Faced with such a turn, I'm grateful now for one clearly providential intervention which helped keep the newsletter on this track--though I resisted it all the way: The fact that beyond paying its bills A Friendly Letter never made any money. Hard as it has been to face laying it down, it would have been impossible if your subscription checks were paying the mortgage.

These new impulses are toward what the secularized politicos think of as "soft" stuff, which they don't really give a hoot about, unless it can be folded into ceremonial speeches, or turned into diverting fiction.
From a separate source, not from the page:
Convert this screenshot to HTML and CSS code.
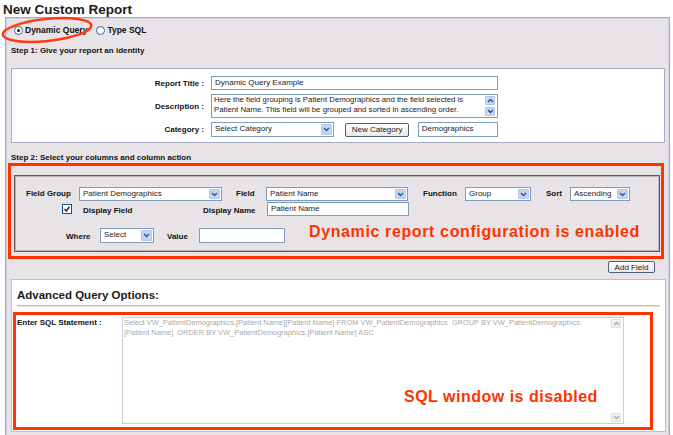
FILE: index.html
```html
<!DOCTYPE html>
<html>
<head>
<meta charset="utf-8">
<title>New Custom Report</title>
<link rel="stylesheet" href="styles.css">
</head>
<body>
<div class="page">
  <h1 class="title">New Custom Report</h1>
  <svg class="mode-ring" width="100" height="40" viewBox="0 0 100 40"><ellipse cx="47" cy="20" rx="44.5" ry="11" transform="rotate(-6 47 20)" fill="none" stroke="#ff3a12" stroke-width="2.5"/></svg>
  <div class="panel">
    <div class="mode-row">
      <label class="radio-opt"><span class="radio on"></span>Dynamic Query</label>
      <label class="radio-opt second"><span class="radio"></span>Type SQL</label>
    </div>
    <div class="step-label step1">Step 1: Give your report an identity</div>
    <div class="box identity">
      <div class="lbl">Report Title :</div>
      <div class="inp w-title">Dynamic Query Example</div>
      <div class="lbl">Description :</div>
      <div class="ta desc">
        <div class="ta-text">Here the field grouping is Patient Demographics and the field selected is<br>Patient Name. This field will be grouped and sorted in ascending order.</div>
        <div class="vscroll">
          <span class="sb-btn"><svg width="7" height="5" viewBox="0 0 7 5"><polyline points="1,4 3.5,1.5 6,4" fill="none" stroke="#2e4a80" stroke-width="1.4"/></svg></span>
          <span class="sb-btn"><svg width="7" height="5" viewBox="0 0 7 5"><polyline points="1,1 3.5,3.5 6,1" fill="none" stroke="#2e4a80" stroke-width="1.4"/></svg></span>
        </div>
      </div>
      <div class="lbl">Category :</div>
      <div class="cat-row">
        <div class="sel w-cat"><span class="val">Select Category</span><span class="arr"><svg width="7" height="5" viewBox="0 0 7 5"><polyline points="1,1 3.5,3.5 6,1" fill="none" stroke="#3d5585" stroke-width="1.5"/></svg></span></div>
        <button class="btn newcat">New Category</button>
        <div class="inp w-catinp">Demographics</div>
      </div>
    </div>

    <div class="step-label step2">Step 2: Select your columns and column action</div>
    <div class="frame step2-frame">
      <div class="fields">
        <div class="frow r1">
          <span class="flbl l-fg">Field Group</span>
          <div class="sel s-fg"><span class="val">Patient Demographics</span><span class="arr"><svg width="7" height="5" viewBox="0 0 7 5"><polyline points="1,1 3.5,3.5 6,1" fill="none" stroke="#3d5585" stroke-width="1.5"/></svg></span></div>
          <span class="flbl l-field">Field</span>
          <div class="sel s-field"><span class="val">Patient Name</span><span class="arr"><svg width="7" height="5" viewBox="0 0 7 5"><polyline points="1,1 3.5,3.5 6,1" fill="none" stroke="#3d5585" stroke-width="1.5"/></svg></span></div>
          <span class="flbl l-func">Function</span>
          <div class="sel s-func"><span class="val">Group</span><span class="arr"><svg width="7" height="5" viewBox="0 0 7 5"><polyline points="1,1 3.5,3.5 6,1" fill="none" stroke="#3d5585" stroke-width="1.5"/></svg></span></div>
          <span class="flbl l-sort">Sort</span>
          <div class="sel s-sort"><span class="val">Ascending</span><span class="arr"><svg width="7" height="5" viewBox="0 0 7 5"><polyline points="1,1 3.5,3.5 6,1" fill="none" stroke="#3d5585" stroke-width="1.5"/></svg></span></div>
        </div>
        <div class="frow r2">
          <span class="chk"><svg width="8" height="8" viewBox="0 0 8 8"><polyline points="1.5,4 3.3,6 6.5,1.8" fill="none" stroke="#1e2f66" stroke-width="1.5"/></svg></span>
          <span class="flbl l-disp">Display Field</span>
          <span class="flbl l-dname">Display Name</span>
          <div class="inp w-dname">Patient Name</div>
        </div>
        <div class="frow r3">
          <span class="flbl l-where">Where</span>
          <div class="sel s-where"><span class="val">Select</span><span class="arr"><svg width="7" height="5" viewBox="0 0 7 5"><polyline points="1,1 3.5,3.5 6,1" fill="none" stroke="#3d5585" stroke-width="1.5"/></svg></span></div>
          <span class="flbl l-value">Value</span>
          <div class="inp w-value"></div>
          <span class="note note-dyn">Dynamic report configuration is enabled</span>
        </div>
      </div>
    </div>

    <div class="add-row"><button class="btn addfield">Add Field</button></div>

    <div class="box advanced">
      <div class="adv-head">Advanced Query Options:</div>
      <div class="adv-sep"></div>
      <div class="frame sql-frame">
        <div class="sql-lbl">Enter SQL Statement :</div>
        <div class="ta sql-ta">
          <div class="ta-text sql-text">Select VW_PatientDemographics.[Patient Name][Patient Name] FROM VW_PatientDemographics  GROUP BY VW_PatientDemographics.
[Patient Name]  ORDER BY VW_PatientDemographics.[Patient Name] ASC</div>
          <div class="vscroll dis">
            <span class="sb-btn"><svg width="7" height="5" viewBox="0 0 7 5"><polyline points="1,4 3.5,1.5 6,4" fill="none" stroke="#a8a8a8" stroke-width="1.3"/></svg></span>
            <span class="sb-btn"><svg width="7" height="5" viewBox="0 0 7 5"><polyline points="1,1 3.5,3.5 6,1" fill="none" stroke="#a8a8a8" stroke-width="1.3"/></svg></span>
          </div>
          <span class="note note-sql">SQL window is disabled</span>
        </div>
      </div>
    </div>
  </div>
</div>
</body>
</html>
```
FILE: styles.css
```css
html, body {
  margin: 0;
  padding: 0;
  background: #ffffff;
}
body {
  font-family: "Liberation Sans", Arial, sans-serif;
  color: #111;
}
.page {
  position: relative;
  width: 673px;
  height: 435px;
  overflow: hidden;
}
.title {
  margin: 0;
  padding: 2px 0 0 3px;
  font-size: 13.5px;
  line-height: 15px;
  font-weight: bold;
  color: #1b1b1b;
}
.mode-ring {
  position: absolute;
  left: 0;
  top: 10px;
  z-index: 2;
}
.panel {
  margin-left: 5px;
  width: 665px;
  height: 418px;
  box-sizing: border-box;
  border: 1px solid #a2a6ca;
  border-bottom: none;
  background: #e7e3e7;
  box-shadow: inset 1px 1px 0 #d2d2e2, inset -1px 0 0 #d2d2e2;
}
.mode-row {
  display: flex;
  align-items: center;
  height: 24px;
  padding-left: 8px;
  font-size: 8.5px;
  font-weight: bold;
}
.radio-opt {
  display: flex;
  align-items: center;
  gap: 2px;
}
.radio-opt.second {
  margin-left: 9px;
}
.radio {
  width: 9px;
  height: 9px;
  box-sizing: border-box;
  border-radius: 50%;
  border: 1px solid #45608e;
  background: #fff;
  display: flex;
  align-items: center;
  justify-content: center;
}
.radio.on::after {
  content: "";
  width: 3px;
  height: 3px;
  border-radius: 50%;
  background: #111;
}
.step-label {
  font-size: 8px;
  font-weight: bold;
  line-height: 10px;
  padding-left: 5px;
  white-space: nowrap;
}
.step1 {
  padding-top: 4px;
}
.step2 {
  margin-top: 10px;
}
.box {
  background: #fff;
  border: 1px solid #a5acc8;
  box-sizing: border-box;
}
.identity {
  margin: 12px 0 0 5px;
  width: 654px;
  height: 75px;
  padding-top: 7px;
  display: grid;
  grid-template-columns: 192px 287px;
  grid-template-rows: 14px 24px 15px;
  column-gap: 7px;
  row-gap: 4px;
}
.lbl {
  font-size: 8px;
  font-weight: bold;
  text-align: right;
  align-self: center;
  white-space: nowrap;
}
.inp {
  border: 1px solid #7f9db9;
  background: #fff;
  font-size: 8px;
  line-height: 12px;
  padding-left: 3px;
  box-sizing: border-box;
  white-space: nowrap;
  overflow: hidden;
  color: #1a1a1a;
}
.w-title { width: 287px; height: 14px; }
.ta {
  display: flex;
  border: 1px solid #7f9db9;
  background: #fff;
  box-sizing: border-box;
}
.ta-text {
  flex: 1;
  font-size: 7.8px;
  line-height: 10px;
  padding-left: 2px;
  white-space: nowrap;
  overflow: hidden;
  color: #1a1a1a;
}
.desc {
  width: 287px;
  height: 24px;
}
.vscroll {
  width: 11px;
  display: flex;
  flex-direction: column;
  justify-content: space-between;
  padding: 1px 1px 1px 0;
}
.sb-btn {
  width: 10px;
  height: 9px;
  box-sizing: border-box;
  background: #c8d8f8;
  border: 1px solid #b2c4ea;
  border-radius: 1px;
  display: flex;
  align-items: center;
  justify-content: center;
}
.cat-row {
  display: flex;
  align-items: center;
}
.sel {
  display: flex;
  align-items: stretch;
  border: 1px solid #7f9db9;
  background: #fff;
  box-sizing: border-box;
  height: 14px;
  font-size: 8px;
  color: #1a1a1a;
}
.sel .val {
  flex: 1;
  padding-left: 3px;
  line-height: 12px;
  white-space: nowrap;
  overflow: hidden;
}
.sel .arr {
  width: 11px;
  margin: 1px;
  background: #c4d4f6;
  border: 1px solid #b6c8ee;
  box-sizing: border-box;
  border-radius: 1px;
  display: flex;
  align-items: center;
  justify-content: center;
}
.w-cat { width: 144px; height: 15px; }
.btn {
  font-family: "Liberation Sans", Arial, sans-serif;
  font-size: 8px;
  color: #1a1a1a;
  border: 1px solid #4f5d7c;
  border-radius: 2px;
  background: linear-gradient(#ffffff, #ebe9e2);
  padding: 0;
  box-sizing: border-box;
  line-height: 10px;
}
.newcat {
  margin-left: 11px;
  width: 74px;
  height: 14px;
}
.w-catinp {
  margin-left: 9px;
  width: 93px;
  height: 15px;
}
.frame {
  border: 3px solid #ff3300;
  box-sizing: border-box;
}
.step2-frame {
  margin-left: 2px;
  width: 656px;
  height: 96px;
  padding: 9px 1px 0 3px;
}
.fields {
  height: 77px;
  box-sizing: border-box;
  border: 1px solid #5a5a5a;
  box-shadow: inset 0 0 0 1px #b4b4b4;
  padding: 11px 1px 0 1px;
}
.frow {
  display: flex;
  align-items: center;
  height: 14px;
}
.r2 { margin-top: 1px; }
.r3 { margin-top: 12px; }
.flbl {
  font-size: 8px;
  font-weight: bold;
  white-space: nowrap;
  line-height: 10px;
}
.l-fg { margin-left: 10px; width: 45px; }
.s-fg { margin-left: 8px; width: 143px; }
.l-field { margin-left: 14px; width: 20px; }
.s-field { margin-left: 10px; width: 142px; }
.l-func { margin-left: 15px; width: 35px; }
.s-func { margin-left: 7px; width: 66px; }
.l-sort { margin-left: 15px; width: 16px; }
.s-sort { margin-left: 8px; width: 60px; }
.chk {
  margin-left: 46px;
  width: 10px;
  height: 10px;
  box-sizing: border-box;
  border: 1px solid #1c5180;
  background: #fff;
  display: flex;
  align-items: center;
  justify-content: center;
}
.l-disp { margin-left: 11px; width: 51px; margin-top: 4px; }
.l-dname { margin-left: 69px; width: 55px; margin-top: 4px; }
.w-dname { margin-left: 9px; width: 142px; height: 14px; }
.l-where { margin-left: 50px; width: 32px; margin-top: 3px; }
.s-where { margin-left: 2px; width: 54px; height: 15px; }
.l-value { margin-left: 13px; width: 24px; margin-top: 3px; }
.w-value { margin-left: 8px; width: 86px; height: 15px; }
.note {
  color: #ff3300;
  font-size: 16px;
  font-weight: bold;
  line-height: 16px;
  white-space: nowrap;
}
.note-dyn {
  margin-left: 24px;
  align-self: flex-start;
  margin-top: -4px;
  letter-spacing: 0.62px;
}
.add-row {
  display: flex;
  justify-content: flex-end;
  padding-right: 14px;
  margin-top: 2px;
}
.addfield {
  width: 47px;
  height: 12px;
  line-height: 9px;
}
.advanced {
  margin: 6px 0 0 5px;
  width: 655px;
  height: 153px;
  padding-top: 8px;
  border-color: #b9c0da;
}
.adv-head {
  font-size: 11.5px;
  font-weight: bold;
  line-height: 14px;
  padding-left: 5px;
  color: #1a1a1a;
}
.adv-sep {
  margin: 3px 5px 0 5px;
  height: 1px;
  background: #c9c1b3;
  border-bottom: 1px solid #e4dfd6;
}
.sql-frame {
  margin: 5px 0 0 1px;
  width: 640px;
  height: 118px;
  display: flex;
  padding: 2px 0 0 1px;
}
.sql-lbl {
  width: 105px;
  font-size: 8px;
  font-weight: bold;
  line-height: 10px;
  padding-top: 1px;
  white-space: nowrap;
}
.sql-ta {
  position: relative;
  width: 502px;
  height: 107px;
  border-color: #c3d0e3;
}
.sql-text {
  white-space: pre;
  font-size: 7.45px;
  color: #a9a9a9;
  padding-left: 1px;
}
.vscroll.dis .sb-btn {
  background: #f1f1f1;
  border-color: #e0e0e0;
}
.note-sql {
  position: absolute;
  left: 281px;
  top: 71px;
  letter-spacing: 0.5px;
}
```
Such skeptical reactions are not merely external, though. After all these years, I too am accustomed, even addicted, to news and public issues; my persona as the troublemaking Quaker gadfly is deeply-ingrained. What would I do without these? Who would I be? Would anyone want to read what emerges from these other leadings? Does this, in sum, mean I'm really supposed to be serious about this "minding the Light" business?? (Is that sound I hear an echo of the apostle Paul's charge to "work out your salvation in fear and trembling" in Philippians 2:12?)

AVE ATQUE VALE, FRIENDS

We'll just have to see about all that. I do know that, at a deep level, inward and outward are connected--as the feminist adage says, "the personal is political": Constructive cultivation of individual talents enriches the public sphere. I might also add that the spiritual is political too: Think of John Woolman, or Elizabeth Fry. As Friends' recent record also shows, pursuing the implications of our faith always reverberates into the larger culture in one way or another. The potential connections are clear enough in my own case: many of the stories I want to tell, both personal and fictional, relate to events and concerns which were so assiduously disparaged in the eighties.

In any event, what seems clear to me now is a call to turn my primary attention to this series of larger-scale, internally-driven writing projects. Such a shift amounts to no less than launching a new phase of my life, not to mention my vocation as a Friend and my career as a writer.

Wish me luck, and light. And the same to thee.